## What the task asks
Give the listing again exactly, omitting its images.

------ Data lines ------

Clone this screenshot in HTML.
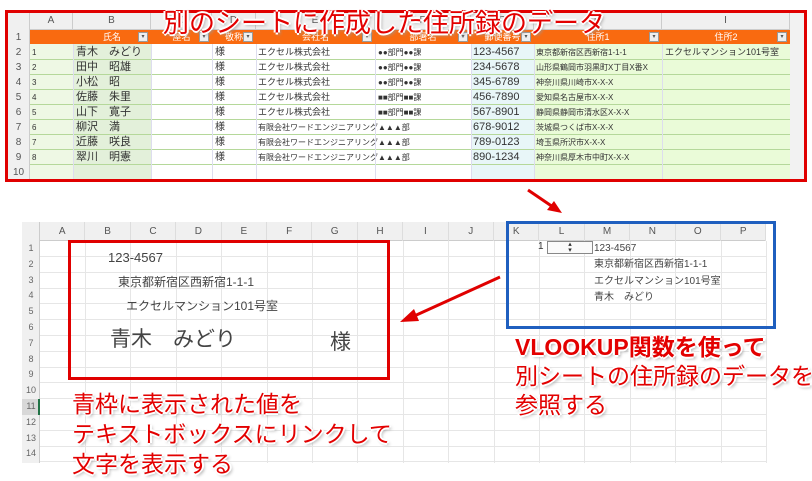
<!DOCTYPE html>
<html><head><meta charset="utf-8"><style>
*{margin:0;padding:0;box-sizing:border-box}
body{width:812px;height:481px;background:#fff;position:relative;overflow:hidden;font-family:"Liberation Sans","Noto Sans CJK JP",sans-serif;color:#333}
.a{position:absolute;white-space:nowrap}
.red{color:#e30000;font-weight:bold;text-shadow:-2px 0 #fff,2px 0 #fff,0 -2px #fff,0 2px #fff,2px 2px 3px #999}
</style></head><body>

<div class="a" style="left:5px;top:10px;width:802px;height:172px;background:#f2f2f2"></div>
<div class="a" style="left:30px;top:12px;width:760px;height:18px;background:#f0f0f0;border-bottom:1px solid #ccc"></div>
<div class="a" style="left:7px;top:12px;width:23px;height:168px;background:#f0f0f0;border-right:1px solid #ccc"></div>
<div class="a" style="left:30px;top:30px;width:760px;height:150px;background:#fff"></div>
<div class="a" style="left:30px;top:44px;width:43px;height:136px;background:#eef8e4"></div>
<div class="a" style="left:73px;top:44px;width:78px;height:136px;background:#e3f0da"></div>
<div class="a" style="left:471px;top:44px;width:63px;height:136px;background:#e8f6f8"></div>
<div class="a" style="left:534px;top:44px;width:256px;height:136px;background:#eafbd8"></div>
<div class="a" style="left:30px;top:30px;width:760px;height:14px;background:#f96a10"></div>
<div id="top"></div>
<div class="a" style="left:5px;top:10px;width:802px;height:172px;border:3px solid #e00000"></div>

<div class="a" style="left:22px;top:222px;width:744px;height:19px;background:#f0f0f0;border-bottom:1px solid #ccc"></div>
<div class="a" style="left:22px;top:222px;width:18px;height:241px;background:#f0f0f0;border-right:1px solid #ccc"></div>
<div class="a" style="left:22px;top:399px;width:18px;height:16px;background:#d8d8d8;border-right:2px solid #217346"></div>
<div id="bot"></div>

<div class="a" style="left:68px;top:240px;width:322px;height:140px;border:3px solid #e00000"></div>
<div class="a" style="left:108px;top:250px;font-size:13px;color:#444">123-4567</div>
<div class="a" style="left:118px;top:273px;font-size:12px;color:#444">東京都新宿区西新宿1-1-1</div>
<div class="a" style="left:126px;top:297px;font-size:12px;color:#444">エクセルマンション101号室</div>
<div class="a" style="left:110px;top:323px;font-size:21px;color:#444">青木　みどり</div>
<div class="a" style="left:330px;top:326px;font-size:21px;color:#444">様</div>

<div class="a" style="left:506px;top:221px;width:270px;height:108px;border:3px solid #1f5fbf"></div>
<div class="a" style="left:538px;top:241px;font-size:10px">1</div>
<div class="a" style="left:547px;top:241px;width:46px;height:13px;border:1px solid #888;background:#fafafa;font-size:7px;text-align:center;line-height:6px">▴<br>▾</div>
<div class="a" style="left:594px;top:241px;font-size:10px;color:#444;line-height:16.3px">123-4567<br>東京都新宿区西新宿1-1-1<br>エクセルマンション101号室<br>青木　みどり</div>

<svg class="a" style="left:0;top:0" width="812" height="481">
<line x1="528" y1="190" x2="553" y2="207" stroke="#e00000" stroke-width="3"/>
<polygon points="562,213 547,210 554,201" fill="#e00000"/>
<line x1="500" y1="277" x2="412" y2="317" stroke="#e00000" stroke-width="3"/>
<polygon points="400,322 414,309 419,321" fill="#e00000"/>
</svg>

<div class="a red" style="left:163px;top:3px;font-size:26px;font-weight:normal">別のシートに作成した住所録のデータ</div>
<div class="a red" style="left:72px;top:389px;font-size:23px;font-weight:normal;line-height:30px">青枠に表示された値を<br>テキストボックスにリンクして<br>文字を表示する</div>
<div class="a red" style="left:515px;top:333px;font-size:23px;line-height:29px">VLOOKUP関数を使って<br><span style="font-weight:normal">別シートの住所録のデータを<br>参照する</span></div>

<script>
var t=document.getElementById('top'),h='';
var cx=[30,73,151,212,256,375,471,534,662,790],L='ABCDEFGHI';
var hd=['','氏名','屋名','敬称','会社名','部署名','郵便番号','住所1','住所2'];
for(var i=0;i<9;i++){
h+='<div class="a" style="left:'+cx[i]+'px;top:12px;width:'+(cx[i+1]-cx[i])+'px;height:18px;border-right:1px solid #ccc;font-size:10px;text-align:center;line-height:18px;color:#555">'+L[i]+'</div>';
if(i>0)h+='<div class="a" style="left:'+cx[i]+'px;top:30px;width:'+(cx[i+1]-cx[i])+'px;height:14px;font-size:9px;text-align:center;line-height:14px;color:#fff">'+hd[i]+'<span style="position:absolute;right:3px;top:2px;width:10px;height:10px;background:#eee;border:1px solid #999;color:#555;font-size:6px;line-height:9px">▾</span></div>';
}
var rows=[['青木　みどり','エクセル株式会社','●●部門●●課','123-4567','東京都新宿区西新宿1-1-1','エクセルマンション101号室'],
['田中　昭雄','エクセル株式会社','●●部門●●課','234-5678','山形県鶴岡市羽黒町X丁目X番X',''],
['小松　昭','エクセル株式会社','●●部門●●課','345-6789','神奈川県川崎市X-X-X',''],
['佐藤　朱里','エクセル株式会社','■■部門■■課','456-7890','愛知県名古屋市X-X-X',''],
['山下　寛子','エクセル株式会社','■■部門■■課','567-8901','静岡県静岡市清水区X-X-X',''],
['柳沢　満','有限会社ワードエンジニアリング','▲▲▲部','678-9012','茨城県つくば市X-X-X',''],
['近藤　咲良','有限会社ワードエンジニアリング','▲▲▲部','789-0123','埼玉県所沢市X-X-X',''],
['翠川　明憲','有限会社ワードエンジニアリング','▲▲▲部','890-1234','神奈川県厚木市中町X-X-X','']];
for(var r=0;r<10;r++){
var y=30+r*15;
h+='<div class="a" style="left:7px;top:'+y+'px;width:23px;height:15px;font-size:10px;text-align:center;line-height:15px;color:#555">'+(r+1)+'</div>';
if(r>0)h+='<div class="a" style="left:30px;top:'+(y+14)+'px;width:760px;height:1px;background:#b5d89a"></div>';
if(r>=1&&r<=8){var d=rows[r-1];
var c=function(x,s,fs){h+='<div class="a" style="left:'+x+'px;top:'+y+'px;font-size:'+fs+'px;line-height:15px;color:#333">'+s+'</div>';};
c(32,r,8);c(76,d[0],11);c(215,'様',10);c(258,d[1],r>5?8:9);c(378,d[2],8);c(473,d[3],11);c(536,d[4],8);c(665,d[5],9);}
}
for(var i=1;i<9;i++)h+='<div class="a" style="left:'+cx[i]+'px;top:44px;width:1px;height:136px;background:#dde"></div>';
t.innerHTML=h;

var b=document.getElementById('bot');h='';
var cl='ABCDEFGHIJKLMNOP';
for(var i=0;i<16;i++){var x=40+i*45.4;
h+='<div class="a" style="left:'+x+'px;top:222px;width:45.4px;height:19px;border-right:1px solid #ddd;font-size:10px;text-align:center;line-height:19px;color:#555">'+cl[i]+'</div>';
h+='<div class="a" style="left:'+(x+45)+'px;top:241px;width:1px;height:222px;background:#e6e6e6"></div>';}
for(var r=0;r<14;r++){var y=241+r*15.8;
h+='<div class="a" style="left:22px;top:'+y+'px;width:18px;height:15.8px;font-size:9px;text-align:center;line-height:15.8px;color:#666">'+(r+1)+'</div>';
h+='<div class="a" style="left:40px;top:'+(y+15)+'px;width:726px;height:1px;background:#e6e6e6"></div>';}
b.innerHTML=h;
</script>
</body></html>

------

## Exercise answer
Clone this screenshot in HTML.
<!DOCTYPE html>
<html><head><meta charset="utf-8"><style>
*{margin:0;padding:0;box-sizing:border-box}
body{width:812px;height:481px;background:#fff;position:relative;overflow:hidden;font-family:"Liberation Sans","Noto Sans CJK JP",sans-serif;color:#333}
.a{position:absolute;white-space:nowrap}
.red{color:#e30000;font-weight:bold;text-shadow:-2px 0 #fff,2px 0 #fff,0 -2px #fff,0 2px #fff,2px 2px 3px #999}
</style></head><body>

<div class="a" style="left:5px;top:10px;width:802px;height:172px;background:#f2f2f2"></div>
<div class="a" style="left:30px;top:12px;width:760px;height:18px;background:#f0f0f0;border-bottom:1px solid #ccc"></div>
<div class="a" style="left:7px;top:12px;width:23px;height:168px;background:#f0f0f0;border-right:1px solid #ccc"></div>
<div class="a" style="left:30px;top:30px;width:760px;height:150px;background:#fff"></div>
<div class="a" style="left:30px;top:44px;width:43px;height:136px;background:#eef8e4"></div>
<div class="a" style="left:73px;top:44px;width:78px;height:136px;background:#e3f0da"></div>
<div class="a" style="left:471px;top:44px;width:63px;height:136px;background:#e8f6f8"></div>
<div class="a" style="left:534px;top:44px;width:256px;height:136px;background:#eafbd8"></div>
<div class="a" style="left:30px;top:30px;width:760px;height:14px;background:#f96a10"></div>
<div id="top"></div>
<div class="a" style="left:5px;top:10px;width:802px;height:172px;border:3px solid #e00000"></div>

<div class="a" style="left:22px;top:222px;width:744px;height:19px;background:#f0f0f0;border-bottom:1px solid #ccc"></div>
<div class="a" style="left:22px;top:222px;width:18px;height:241px;background:#f0f0f0;border-right:1px solid #ccc"></div>
<div class="a" style="left:22px;top:399px;width:18px;height:16px;background:#d8d8d8;border-right:2px solid #217346"></div>
<div id="bot"></div>

<div class="a" style="left:68px;top:240px;width:322px;height:140px;border:3px solid #e00000"></div>
<div class="a" style="left:108px;top:250px;font-size:13px;color:#444">123-4567</div>
<div class="a" style="left:118px;top:273px;font-size:12px;color:#444">東京都新宿区西新宿1-1-1</div>
<div class="a" style="left:126px;top:297px;font-size:12px;color:#444">エクセルマンション101号室</div>
<div class="a" style="left:110px;top:323px;font-size:21px;color:#444">青木　みどり</div>
<div class="a" style="left:330px;top:326px;font-size:21px;color:#444">様</div>

<div class="a" style="left:506px;top:221px;width:270px;height:108px;border:3px solid #1f5fbf"></div>
<div class="a" style="left:538px;top:241px;font-size:10px">1</div>
<div class="a" style="left:547px;top:241px;width:46px;height:13px;border:1px solid #888;background:#fafafa;font-size:7px;text-align:center;line-height:6px">▴<br>▾</div>
<div class="a" style="left:594px;top:241px;font-size:10px;color:#444;line-height:16.3px">123-4567<br>東京都新宿区西新宿1-1-1<br>エクセルマンション101号室<br>青木　みどり</div>

<svg class="a" style="left:0;top:0" width="812" height="481">
<line x1="528" y1="190" x2="553" y2="207" stroke="#e00000" stroke-width="3"/>
<polygon points="562,213 547,210 554,201" fill="#e00000"/>
<line x1="500" y1="277" x2="412" y2="317" stroke="#e00000" stroke-width="3"/>
<polygon points="400,322 414,309 419,321" fill="#e00000"/>
</svg>

<div class="a red" style="left:163px;top:3px;font-size:26px;font-weight:normal">別のシートに作成した住所録のデータ</div>
<div class="a red" style="left:72px;top:389px;font-size:23px;font-weight:normal;line-height:30px">青枠に表示された値を<br>テキストボックスにリンクして<br>文字を表示する</div>
<div class="a red" style="left:515px;top:333px;font-size:23px;line-height:29px">VLOOKUP関数を使って<br><span style="font-weight:normal">別シートの住所録のデータを<br>参照する</span></div>

<script>
var t=document.getElementById('top'),h='';
var cx=[30,73,151,212,256,375,471,534,662,790],L='ABCDEFGHI';
var hd=['','氏名','屋名','敬称','会社名','部署名','郵便番号','住所1','住所2'];
for(var i=0;i<9;i++){
h+='<div class="a" style="left:'+cx[i]+'px;top:12px;width:'+(cx[i+1]-cx[i])+'px;height:18px;border-right:1px solid #ccc;font-size:10px;text-align:center;line-height:18px;color:#555">'+L[i]+'</div>';
if(i>0)h+='<div class="a" style="left:'+cx[i]+'px;top:30px;width:'+(cx[i+1]-cx[i])+'px;height:14px;font-size:9px;text-align:center;line-height:14px;color:#fff">'+hd[i]+'<span style="position:absolute;right:3px;top:2px;width:10px;height:10px;background:#eee;border:1px solid #999;color:#555;font-size:6px;line-height:9px">▾</span></div>';
}
var rows=[['青木　みどり','エクセル株式会社','●●部門●●課','123-4567','東京都新宿区西新宿1-1-1','エクセルマンション101号室'],
['田中　昭雄','エクセル株式会社','●●部門●●課','234-5678','山形県鶴岡市羽黒町X丁目X番X',''],
['小松　昭','エクセル株式会社','●●部門●●課','345-6789','神奈川県川崎市X-X-X',''],
['佐藤　朱里','エクセル株式会社','■■部門■■課','456-7890','愛知県名古屋市X-X-X',''],
['山下　寛子','エクセル株式会社','■■部門■■課','567-8901','静岡県静岡市清水区X-X-X',''],
['柳沢　満','有限会社ワードエンジニアリング','▲▲▲部','678-9012','茨城県つくば市X-X-X',''],
['近藤　咲良','有限会社ワードエンジニアリング','▲▲▲部','789-0123','埼玉県所沢市X-X-X',''],
['翠川　明憲','有限会社ワードエンジニアリング','▲▲▲部','890-1234','神奈川県厚木市中町X-X-X','']];
for(var r=0;r<10;r++){
var y=30+r*15;
h+='<div class="a" style="left:7px;top:'+y+'px;width:23px;height:15px;font-size:10px;text-align:center;line-height:15px;color:#555">'+(r+1)+'</div>';
if(r>0)h+='<div class="a" style="left:30px;top:'+(y+14)+'px;width:760px;height:1px;background:#b5d89a"></div>';
if(r>=1&&r<=8){var d=rows[r-1];
var c=function(x,s,fs){h+='<div class="a" style="left:'+x+'px;top:'+y+'px;font-size:'+fs+'px;line-height:15px;color:#333">'+s+'</div>';};
c(32,r,8);c(76,d[0],11);c(215,'様',10);c(258,d[1],r>5?8:9);c(378,d[2],8);c(473,d[3],11);c(536,d[4],8);c(665,d[5],9);}
}
for(var i=1;i<9;i++)h+='<div class="a" style="left:'+cx[i]+'px;top:44px;width:1px;height:136px;background:#dde"></div>';
t.innerHTML=h;

var b=document.getElementById('bot');h='';
var cl='ABCDEFGHIJKLMNOP';
for(var i=0;i<16;i++){var x=40+i*45.4;
h+='<div class="a" style="left:'+x+'px;top:222px;width:45.4px;height:19px;border-right:1px solid #ddd;font-size:10px;text-align:center;line-height:19px;color:#555">'+cl[i]+'</div>';
h+='<div class="a" style="left:'+(x+45)+'px;top:241px;width:1px;height:222px;background:#e6e6e6"></div>';}
for(var r=0;r<14;r++){var y=241+r*15.8;
h+='<div class="a" style="left:22px;top:'+y+'px;width:18px;height:15.8px;font-size:9px;text-align:center;line-height:15.8px;color:#666">'+(r+1)+'</div>';
h+='<div class="a" style="left:40px;top:'+(y+15)+'px;width:726px;height:1px;background:#e6e6e6"></div>';}
b.innerHTML=h;
</script>
</body></html>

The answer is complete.